[Given instruction]:
Word for word, quote all of the material, omitting the pictures.

[Source data]:
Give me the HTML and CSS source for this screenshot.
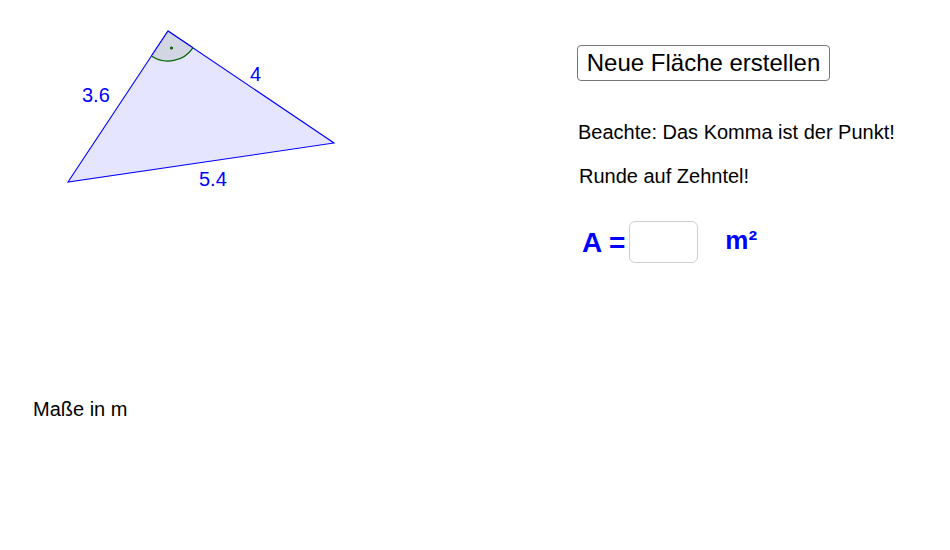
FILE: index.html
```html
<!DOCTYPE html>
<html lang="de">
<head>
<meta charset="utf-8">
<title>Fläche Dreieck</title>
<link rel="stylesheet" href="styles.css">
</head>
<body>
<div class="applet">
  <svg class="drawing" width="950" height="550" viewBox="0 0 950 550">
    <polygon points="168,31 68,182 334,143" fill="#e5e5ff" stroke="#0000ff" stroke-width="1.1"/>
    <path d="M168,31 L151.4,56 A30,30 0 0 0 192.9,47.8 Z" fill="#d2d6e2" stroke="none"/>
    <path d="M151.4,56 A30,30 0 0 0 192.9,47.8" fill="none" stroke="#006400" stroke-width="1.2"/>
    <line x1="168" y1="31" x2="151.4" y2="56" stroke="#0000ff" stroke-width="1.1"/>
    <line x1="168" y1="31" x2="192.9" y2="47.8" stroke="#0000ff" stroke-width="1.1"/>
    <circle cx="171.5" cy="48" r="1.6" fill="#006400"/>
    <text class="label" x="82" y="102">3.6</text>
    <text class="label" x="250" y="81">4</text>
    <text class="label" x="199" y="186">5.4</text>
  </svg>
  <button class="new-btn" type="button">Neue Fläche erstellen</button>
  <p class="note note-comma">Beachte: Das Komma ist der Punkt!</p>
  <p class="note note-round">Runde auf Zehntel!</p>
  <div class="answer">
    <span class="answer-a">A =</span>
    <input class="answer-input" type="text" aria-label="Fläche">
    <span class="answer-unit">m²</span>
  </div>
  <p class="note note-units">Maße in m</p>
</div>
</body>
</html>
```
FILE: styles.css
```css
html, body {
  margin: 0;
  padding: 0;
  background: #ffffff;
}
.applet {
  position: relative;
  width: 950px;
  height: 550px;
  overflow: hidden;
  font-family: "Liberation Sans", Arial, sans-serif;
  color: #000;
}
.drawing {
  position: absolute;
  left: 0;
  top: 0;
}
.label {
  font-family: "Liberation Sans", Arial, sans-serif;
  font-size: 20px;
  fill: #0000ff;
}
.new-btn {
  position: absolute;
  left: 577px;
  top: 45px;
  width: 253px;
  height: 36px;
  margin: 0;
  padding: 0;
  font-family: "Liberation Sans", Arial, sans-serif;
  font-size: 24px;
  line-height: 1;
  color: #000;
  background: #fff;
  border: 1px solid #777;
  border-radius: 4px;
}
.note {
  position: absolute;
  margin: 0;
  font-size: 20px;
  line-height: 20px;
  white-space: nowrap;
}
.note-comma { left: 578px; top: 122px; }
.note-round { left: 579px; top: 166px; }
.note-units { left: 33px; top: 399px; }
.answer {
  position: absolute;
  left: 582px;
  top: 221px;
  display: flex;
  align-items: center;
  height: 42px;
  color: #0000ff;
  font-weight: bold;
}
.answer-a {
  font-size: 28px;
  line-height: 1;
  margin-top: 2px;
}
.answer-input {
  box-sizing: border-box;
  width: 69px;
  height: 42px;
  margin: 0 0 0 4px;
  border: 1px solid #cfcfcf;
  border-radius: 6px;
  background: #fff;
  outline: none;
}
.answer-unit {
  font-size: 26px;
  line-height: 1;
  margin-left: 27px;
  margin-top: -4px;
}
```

[Correct answer]:
Give me the HTML and CSS source for this screenshot.
FILE: index.html
```html
<!DOCTYPE html>
<html lang="de">
<head>
<meta charset="utf-8">
<title>Fläche Dreieck</title>
<link rel="stylesheet" href="styles.css">
</head>
<body>
<div class="applet">
  <svg class="drawing" width="950" height="550" viewBox="0 0 950 550">
    <polygon points="168,31 68,182 334,143" fill="#e5e5ff" stroke="#0000ff" stroke-width="1.1"/>
    <path d="M168,31 L151.4,56 A30,30 0 0 0 192.9,47.8 Z" fill="#d2d6e2" stroke="none"/>
    <path d="M151.4,56 A30,30 0 0 0 192.9,47.8" fill="none" stroke="#006400" stroke-width="1.2"/>
    <line x1="168" y1="31" x2="151.4" y2="56" stroke="#0000ff" stroke-width="1.1"/>
    <line x1="168" y1="31" x2="192.9" y2="47.8" stroke="#0000ff" stroke-width="1.1"/>
    <circle cx="171.5" cy="48" r="1.6" fill="#006400"/>
    <text class="label" x="82" y="102">3.6</text>
    <text class="label" x="250" y="81">4</text>
    <text class="label" x="199" y="186">5.4</text>
  </svg>
  <button class="new-btn" type="button">Neue Fläche erstellen</button>
  <p class="note note-comma">Beachte: Das Komma ist der Punkt!</p>
  <p class="note note-round">Runde auf Zehntel!</p>
  <div class="answer">
    <span class="answer-a">A =</span>
    <input class="answer-input" type="text" aria-label="Fläche">
    <span class="answer-unit">m²</span>
  </div>
  <p class="note note-units">Maße in m</p>
</div>
</body>
</html>
```
FILE: styles.css
```css
html, body {
  margin: 0;
  padding: 0;
  background: #ffffff;
}
.applet {
  position: relative;
  width: 950px;
  height: 550px;
  overflow: hidden;
  font-family: "Liberation Sans", Arial, sans-serif;
  color: #000;
}
.drawing {
  position: absolute;
  left: 0;
  top: 0;
}
.label {
  font-family: "Liberation Sans", Arial, sans-serif;
  font-size: 20px;
  fill: #0000ff;
}
.new-btn {
  position: absolute;
  left: 577px;
  top: 45px;
  width: 253px;
  height: 36px;
  margin: 0;
  padding: 0;
  font-family: "Liberation Sans", Arial, sans-serif;
  font-size: 24px;
  line-height: 1;
  color: #000;
  background: #fff;
  border: 1px solid #777;
  border-radius: 4px;
}
.note {
  position: absolute;
  margin: 0;
  font-size: 20px;
  line-height: 20px;
  white-space: nowrap;
}
.note-comma { left: 578px; top: 122px; }
.note-round { left: 579px; top: 166px; }
.note-units { left: 33px; top: 399px; }
.answer {
  position: absolute;
  left: 582px;
  top: 221px;
  display: flex;
  align-items: center;
  height: 42px;
  color: #0000ff;
  font-weight: bold;
}
.answer-a {
  font-size: 28px;
  line-height: 1;
  margin-top: 2px;
}
.answer-input {
  box-sizing: border-box;
  width: 69px;
  height: 42px;
  margin: 0 0 0 4px;
  border: 1px solid #cfcfcf;
  border-radius: 6px;
  background: #fff;
  outline: none;
}
.answer-unit {
  font-size: 26px;
  line-height: 1;
  margin-left: 27px;
  margin-top: -4px;
}
```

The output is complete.